Superando viejas diferencias de la historia y la religión, Felipe se atreve a ir a tierra de samaritanos, como su Maestro muy pocos años antes. Allí, siembra la Palabra con osadía: nada sabe de posibles frutos. Pero Dios es buen agricultor y hace crecer con creces nuestras pequeñas semillas. Samaría se abre al Evangelio, llega la fe y llegan los bautismos; pero falta la confirmación de la Iglesia Madre de Jerusalén, falta la plenitud del Espíritu Santo. Para ello, son enviados Pedro y Juan, para imponer las manos y derramar el Espíritu también en Samaría.
De estos dos envíos vive la Iglesia: la Palabra y el Espíritu, el Hijo y la Vida. La fe es escucha y docilidad, respuesta y estilo, verdad y belleza, fruto del Logos y del Pneuma, del Hijo y del Espíritu.
En una perspectiva ecuménica, podríamos decir que los católicos queremos intensificar, escuchando a nuestros hermanos separados, esta doble perspectiva de la fe cristiana.
PROTESTANTES
Nuestros hermanos del norte, separados en el siglo XV, nos insisten en la Palabra, en la Escritura. Tenemos que oír, leer, abrir el corazón, dialogar, responder. San Juan nos dijo que Jesús era el Logos, la Palabra que es necesario acoger. La fe brota de la escucha, nos dice san Pablo. Como Felipe en Samaría, tenemos que seguir sembrando, debemos pronunciar la palabra del Evangelio sin miedos, sin reducirla a nuestros límites y posibles fracasos.
La fe necesita entrar en el lenguaje de Dios, nuestro cristianismo se resiente si le falta palabra. Desconocer las Escrituras es desconocer a Cristo nos decía ya san Jerónimo en los primeros siglos del cristianismo.

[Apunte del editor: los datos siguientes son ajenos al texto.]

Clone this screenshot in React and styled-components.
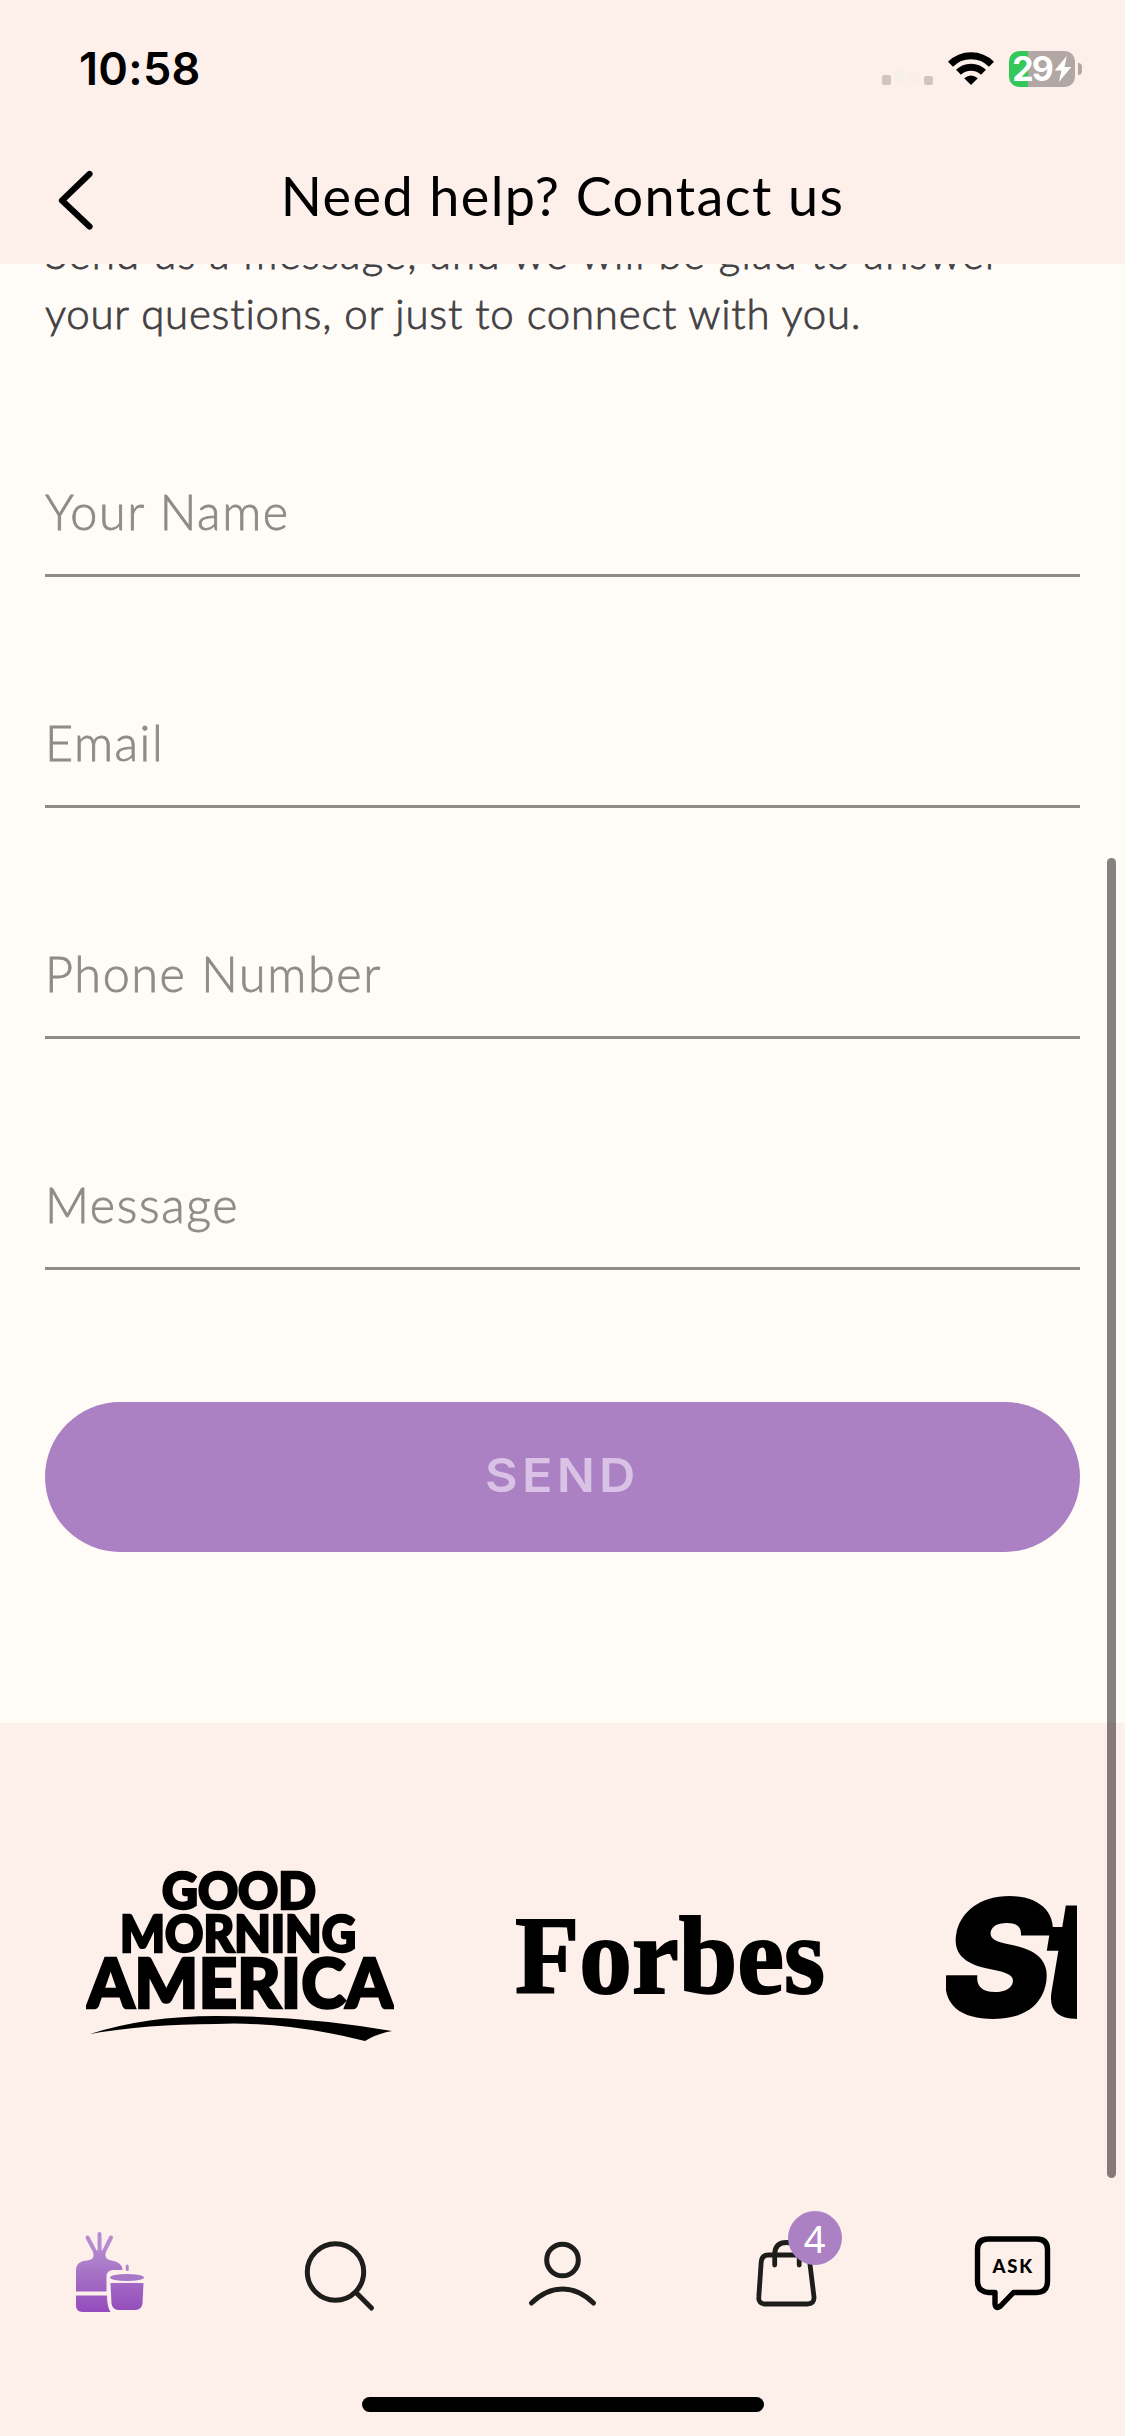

No queremos desconocer la Palabra: por eso leemos, acogemos y vivimos sus palabras. Amamos a la Palabra: por eso, como a Jeremías, como a los discípulos de Emaús, también nos arde el corazón cuando nos explican la palabra.
ORTODOXOS
Nuestros hermanos de Oriente, separados en la lejana edad media, nos hablan fuerte del Espíritu. El cristianismo está muerto si se queda sin alma. No somos solo palabra, sino vida y movimiento, unción que recubre todo nuestro comportamiento, belleza que ilumina nuestros cuerpos desde su más íntimo centro.
En Occidente, tal vez, nos hemos centrado tanto en el logos, en la centralidad de Cristo, que hemos olvidado la otra persona, a ese otro Paráclito enviado por el Resucitado.
El Espíritu también existe, también es Dios, también es imprescindible para la fe y para la vida. Él es artífice de la creación, de la encarnación, de la misión, de la resurrección, de Él es Señor y dador de vida.
Como en Samaría, también entre nosotros es necesario el doble milagro de Cristo y el Espíritu para que surja la fe y brote la vida; para que tengamos fondo y forma, contenido y estilo, mente y corazón, esqueleto y belleza.
Necesitamos, por ello, a toda la Iglesia: a Felipe, predicador, y a Juan y Pedro, que confirman la respuesta y nos regalan, desde el corazón de la comunidad, el mayor Don.
El camino del ecumenismo tiene que ver con la recuperación de un cristianismo más verdadero, más completo, más original, más fecundo, más eclesial, más trinitario.
Escuchamos la Palabra y dejamos que nos impongan las manos, el corazón acoge y el cuerpo se estremece: el Evangelio y el Espíritu nos construyen por dentro y van dando forma a nuestro futuro.